I've found various sources claiming that Starbucks serves coffee at temperatures ranging from ~140 degrees F to ~190 degrees F. Most of these sources claim that their temperature is 'industry-standard'. I haven't been able to find an origin for any of these claims beyond the Specialty Coffee Association of America [0], who claim a standard 'cupping temperature' of 200+-2 degrees F.

Can anyone provide a reliable source for whether or not there is a standard temperature for coffee (and what that temperature is, if it exists)? Obviously, a certain degree of variance is expected based on the time between brewing and serving - if the variance really is ~50 degrees F, I don't see anything wrong with that answer if it's sourced.

[0] http://www.scaa.org/?page=resources&d=cupping-standards

I don't feel like finding a link to a source for you. After 10 years of roasting my own beans from home, I can assure you that the temperature range for brewing is 195-205 as shown in at least one other post and in your link. To do so in a lower temperature impedes the flavor extraction process and provides a poorer cup of coffee no matter the quality of the bean.

To do so is a disservice to the customer. (I also own two restaurants.)

Hm that must be why Starbucks drinks get cold so fast. Or maybe it's the paper cup. McD coffee in an insulated cup is still nicely hot by the time I get to work. When I make tea, or coffee with my Aeropress, I use boiling water right out of the kettle.

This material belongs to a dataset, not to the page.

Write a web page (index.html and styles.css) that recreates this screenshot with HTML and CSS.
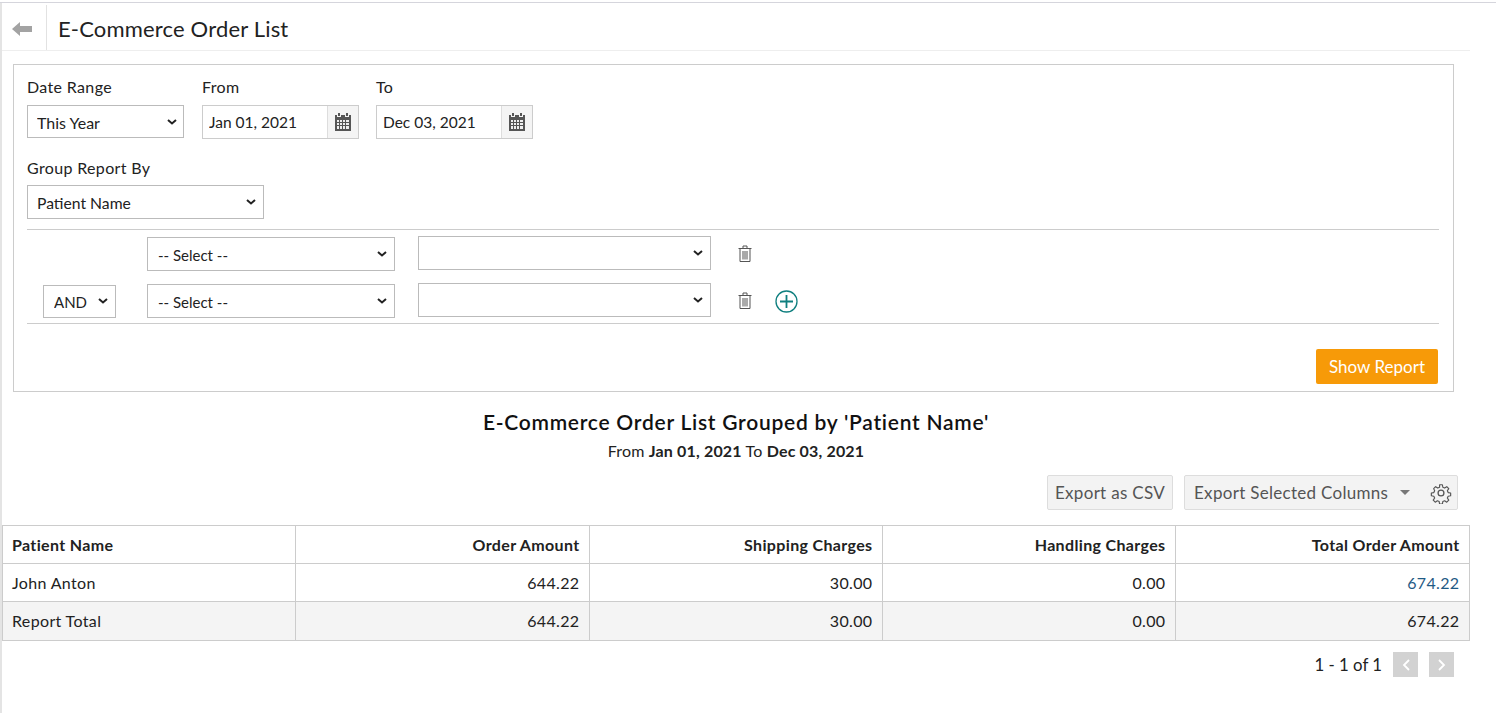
FILE: index.html
```html
<!DOCTYPE html>
<html lang="en">
<head>
    <meta charset="UTF-8">
    <title>E-Commerce Order List</title>
    <link rel="stylesheet" href="styles.css">
</head>
<body>
    <div class="page">
        <!-- Page Header -->
        <div class="page-header">
            <a class="back-btn" href="#">
                <svg width="20" height="14" viewBox="0 0 20 14"><path d="M0 7 8 0V4H20V10H8V14Z" fill="#a3a3a3"/></svg>
            </a>
            <h1>E-Commerce Order List</h1>
        </div>

        <!-- Filter Box -->
        <div class="filter-box">
            <div class="field-row">
                <div class="field field-range">
                    <label>Date Range</label>
                    <select class="select-range"><option>This Year</option></select>
                </div>
                <div class="field field-date">
                    <label>From</label>
                    <div class="date-input">
                        <input type="text" value="Jan 01, 2021">
                        <span class="date-icon">
                            <svg width="18" height="18" viewBox="0 0 18 18"><path fill="#555" d="M4 0h2v3H4zM12 0h2v3h-2zM1 2h2v2h4V2h4v2h4V2h2v16H1z"/><path fill="#eee" d="M3 7h2v2H3zM6 7h2v2H6zM9 7h2v2H9zM12 7h3v2h-3zM3 10h2v2H3zM6 10h2v2H6zM9 10h2v2H9zM12 10h3v2h-3zM3 13h2v3H3zM6 13h2v3H6zM9 13h2v3H9zM12 13h3v3h-3z"/></svg>
                        </span>
                    </div>
                </div>
                <div class="field field-date">
                    <label>To</label>
                    <div class="date-input">
                        <input type="text" value="Dec 03, 2021">
                        <span class="date-icon">
                            <svg width="18" height="18" viewBox="0 0 18 18"><path fill="#555" d="M4 0h2v3H4zM12 0h2v3h-2zM1 2h2v2h4V2h4v2h4V2h2v16H1z"/><path fill="#eee" d="M3 7h2v2H3zM6 7h2v2H6zM9 7h2v2H9zM12 7h3v2h-3zM3 10h2v2H3zM6 10h2v2H6zM9 10h2v2H9zM12 10h3v2h-3zM3 13h2v3H3zM6 13h2v3H6zM9 13h2v3H9zM12 13h3v3h-3z"/></svg>
                        </span>
                    </div>
                </div>
            </div>

            <div class="field field-group">
                <label>Group Report By</label>
                <select class="select-group"><option>Patient Name</option></select>
            </div>

            <!-- Criteria Rows -->
            <div class="criteria">
                <div class="criteria-row">
                    <span class="criteria-join"></span>
                    <select class="select-column"><option>-- Select --</option></select>
                    <select class="select-value"><option></option></select>
                    <a class="trash-btn" href="#">
                        <svg width="14" height="17" viewBox="0 0 14 17" fill="none" stroke="#555"><path d="M.5 3.5h13M5 3V1h4v2M2 4v12.500h10V4M5 6v8.500M7 6v8.500M9 6v8.500"/></svg>
                    </a>
                </div>
                <div class="criteria-row">
                    <span class="criteria-join"><select class="select-and"><option>AND</option></select></span>
                    <select class="select-column"><option>-- Select --</option></select>
                    <select class="select-value"><option></option></select>
                    <a class="trash-btn" href="#">
                        <svg width="14" height="17" viewBox="0 0 14 17" fill="none" stroke="#555"><path d="M.5 3.5h13M5 3V1h4v2M2 4v12.500h10V4M5 6v8.500M7 6v8.500M9 6v8.500"/></svg>
                    </a>
                    <a class="add-btn" href="#">
                        <svg width="23" height="23" viewBox="0 0 23 23" fill="none" stroke="#0f7f7f"><circle cx="11.500" cy="11.500" r="10.500" stroke-width="1.300"/><path d="M11.500 5v13M5 11.500h13" stroke-width="1.800"/></svg>
                    </a>
                </div>
            </div>

            <div class="filter-actions">
                <button class="btn-show">Show Report</button>
            </div>
        </div>

        <!-- Report Title -->
        <h2 class="report-title">E-Commerce Order List Grouped by 'Patient Name'</h2>
        <p class="report-range">From <b>Jan 01, 2021</b> To <b>Dec 03, 2021</b></p>

        <!-- Export Buttons -->
        <div class="export-bar">
            <button class="btn-export">Export as CSV</button>
            <div class="btn-export export-columns">
                <span>Export Selected Columns</span>
                <i class="caret"></i>
                <i class="sep"></i>
                <svg width="22" height="22" viewBox="0 0 24 24" fill="none" stroke="#555" stroke-width="1.400" stroke-linejoin="round"><circle cx="12" cy="12" r="3.200"/><path d="M10.300 2h3.400l.5 3 2.200 1 2.600-1.700 2.400 2.400-1.700 2.600 1 2.200 3 .5v3.400l-3 .5-1 2.200 1.700 2.600-2.400 2.400-2.600-1.700-2.200 1-.5 3h-3.400l-.5-3-2.200-1-2.600 1.700-2.400-2.400 1.700-2.600-1-2.200-3-.5v-3.400l3-.5 1-2.200L3.100 6.700l2.400-2.400 2.600 1.700 2.200-1z" transform="translate(1.200 1.200) scale(.9)"/></svg>
            </div>
        </div>

        <!-- Report Table -->
        <table class="report-table">
            <thead>
                <tr>
                    <th class="col-name">Patient Name</th>
                    <th class="col-num col-order">Order Amount</th>
                    <th class="col-num">Shipping Charges</th>
                    <th class="col-num">Handling Charges</th>
                    <th class="col-num col-last">Total Order Amount</th>
                </tr>
            </thead>
            <tbody>
                <tr>
                    <td>John Anton</td>
                    <td class="num">644.22</td>
                    <td class="num">30.00</td>
                    <td class="num">0.00</td>
                    <td class="num"><a href="#">674.22</a></td>
                </tr>
                <tr class="total-row">
                    <td>Report Total</td>
                    <td class="num">644.22</td>
                    <td class="num">30.00</td>
                    <td class="num">0.00</td>
                    <td class="num">674.22</td>
                </tr>
            </tbody>
        </table>

        <!-- Pagination -->
        <div class="pager">
            <span class="pager-text">1 - 1 of 1</span>
            <a class="pager-btn" href="#"><svg width="8" height="12" viewBox="0 0 8 12" fill="none" stroke="#fff" stroke-width="1.800"><path d="M7 1 2 6l5 5"/></svg></a>
            <a class="pager-btn" href="#"><svg width="8" height="12" viewBox="0 0 8 12" fill="none" stroke="#fff" stroke-width="1.800"><path d="M1 1l5 5-5 5"/></svg></a>
        </div>
    </div>
</body>
</html>
```

FILE: styles.css
```css
html, body {
    margin: 0;
    padding: 0;
    height: 100%;
    overflow: hidden;
}

body {
    font-family: Lato, "Open Sans", sans-serif;
    font-size: 16px;
    color: #222;
    background-color: #fff;
}

.page {
    height: 711px;
    margin-top: 2px;
    padding-left: 2px;
    box-sizing: border-box;
    border-top: 1px solid #d5d5dc;
    box-shadow: inset 2px 0 0 #e4e4e4;
}

/* Header */
.page-header {
    width: 1468px;
    height: 48px;
    box-sizing: border-box;
    display: flex;
    align-items: stretch;
    border-bottom: 1px solid #eee;
}

.back-btn {
    width: 45px;
    padding-left: 10px;
    padding-top: 3px;
    box-sizing: border-box;
    display: flex;
    align-items: center;
    border-right: 1px solid #e2e2e2;
    margin-top: 2px;
}

.page-header h1 {
    margin: 0 0 0 11px;
    font-size: 22px;
    font-weight: 400;
    line-height: 51px;
    letter-spacing: .17px;
    color: #222;
}

/* Filter box */
.filter-box {
    width: 1441px;
    height: 328px;
    margin: 13px 0 0 11px;
    padding: 12px 14px 0 13px;
    box-sizing: border-box;
    border: 1px solid #ccc;
}

.field-row {
    display: flex;
}

.field label {
    display: block;
    height: 28px;
    line-height: 20px;
    letter-spacing: .35px;
    color: #222;
}

.field-range {
    width: 175px;
}

.field-date {
    width: 174px;
}

.field-group {
    margin-top: 19px;
}

.field-group label {
    height: 27px;
}

select {
    appearance: none;
    font-family: inherit;
    font-size: 15px;
    color: #222;
    background: #fff url("data:image/svg+xml,%3Csvg xmlns='http://www.w3.org/2000/svg' width='10' height='6'%3E%3Cpath d='M1 1l4 3.500L9 1' fill='none' stroke='%23222' stroke-width='2'/%3E%3C/svg%3E") no-repeat right 7px center;
    border: 1px solid #bbb;
    border-radius: 0;
    padding: 1px 20px 0 10px;
    box-sizing: border-box;
}

.select-range {
    width: 157px;
    height: 33px;
    padding-left: 9px;
    font-size: 16px;
    background-position: right 6px center;
}

.select-group {
    width: 237px;
    height: 34px;
    padding-left: 9px;
    font-size: 15.700px;
}

.date-input {
    display: flex;
    width: 157px;
    height: 34px;
    box-sizing: border-box;
    border: 1px solid #ccc;
}

.date-input input {
    flex: 1;
    min-width: 0;
    border: none;
    outline: none;
    padding: 0 6px;
    font-family: inherit;
    font-size: 15.500px;
    color: #222;
}

.date-icon {
    width: 31px;
    padding-right: 1px;
    box-sizing: border-box;
    display: flex;
    align-items: center;
    justify-content: center;
    background-color: #f4f4f4;
    border-left: 1px solid #ddd;
}

/* Criteria */
.criteria {
    margin-top: 10px;
    height: 95px;
    box-sizing: border-box;
    padding-top: 7px;
    border-top: 1px solid #ccc;
    border-bottom: 1px solid #ccc;
}

.criteria-row {
    display: flex;
    align-items: center;
    height: 34px;
    margin-bottom: 13px;
}

.criteria-join {
    width: 120px;
    padding-left: 16px;
    box-sizing: border-box;
}

.select-and {
    width: 73px;
    height: 33px;
}

.select-column {
    width: 248px;
    height: 34px;
}

.select-value {
    width: 293px;
    height: 34px;
    margin-left: 23px;
    margin-bottom: 2px;
}

.trash-btn {
    margin-left: 27px;
    margin-bottom: 2px;
    display: flex;
}

.add-btn {
    margin-left: 23px;
    display: flex;
}

.filter-actions {
    display: flex;
    justify-content: flex-end;
    margin-top: 25px;
}

.btn-show {
    width: 122px;
    height: 35px;
    margin-right: 1px;
    background-color: #f79a08;
    color: #fff;
    border: none;
    border-radius: 2px;
    font-family: inherit;
    font-size: 17px;
}

/* Report title */
.report-title {
    width: 1468px;
    margin: 17px 0 0;
    text-align: center;
    font-size: 21px;
    line-height: 26px;
    font-weight: 600;
    letter-spacing: .74px;
    color: #111;
}

.report-range {
    width: 1468px;
    margin: 6px 0 0;
    text-align: center;
    font-size: 16px;
    line-height: 20px;
    letter-spacing: .17px;
    color: #222;
}

.report-range b {
    font-weight: 700;
}

/* Export buttons */
.export-bar {
    width: 1456px;
    margin-top: 14px;
    display: flex;
    justify-content: flex-end;
    gap: 11px;
}

.btn-export {
    height: 35px;
    box-sizing: border-box;
    background-color: #f3f3f3;
    border: 1px solid #ddd;
    border-radius: 2px;
    color: #555;
    font-family: inherit;
    font-size: 17px;
    letter-spacing: .3px;
    padding: 0 7px;
    white-space: nowrap;
}

.export-columns {
    width: 274px;
    display: flex;
    align-items: center;
    padding-left: 9px;
}

.caret {
    margin-left: 12px;
    border-left: 5.500px solid transparent;
    border-right: 5.500px solid transparent;
    border-top: 5px solid #777;
}

.sep {
    margin-left: 12px;
    width: 1px;
    height: 19px;
    background-color: #444;
}

.export-columns svg {
    margin-left: 8px;
    flex-shrink: 0;
}

/* Table */
.report-table {
    width: 1468px;
    margin-top: 15px;
    table-layout: fixed;
    border-collapse: collapse;
    font-size: 16px;
}

.report-table th,
.report-table td {
    height: 38px;
    padding: 0 9.500px 0 9px;
    box-sizing: border-box;
    border: 1px solid #ccc;
    letter-spacing: .35px;
}

.report-table th {
    font-weight: 700;
    color: #222;
}

.col-name {
    width: 293px;
    text-align: left;
}

.col-order {
    width: 294px;
}

.col-num {
    width: 293px;
    text-align: right;
}

.col-last {
    width: 294px;
}

.report-table .col-order {
    width: 294px;
}

.num {
    text-align: right;
}

.report-table a {
    color: #1f5a85;
    text-decoration: none;
}

.report-table .total-row td {
    height: 39px;
    padding-bottom: 2px;
    background-color: #f4f4f4;
}

/* Pagination */
.pager {
    width: 1452px;
    margin-top: 11px;
    display: flex;
    justify-content: flex-end;
    align-items: center;
}

.pager-text {
    font-size: 16.800px;
    color: #222;
    margin-right: 11px;
}

.pager-btn {
    width: 25px;
    height: 25px;
    margin-left: 11px;
    display: flex;
    align-items: center;
    justify-content: center;
    background-color: #d2d2d2;
}

.pager-text + .pager-btn {
    margin-left: 0;
}
```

I agree with GP, coffee should be HOT.
It will taste better if you use water that is at 90C or 194F.
Have you read the Aeropress instructions? They recommend water at 175F (80C) [1]

[1] http://aerobie.com/images/AeroPress%20Instructions%20for%20W...

You can personally opt to drink boiling water directly from the kettle if you want to and there will be no lawsuits, but that's not a comparable situation.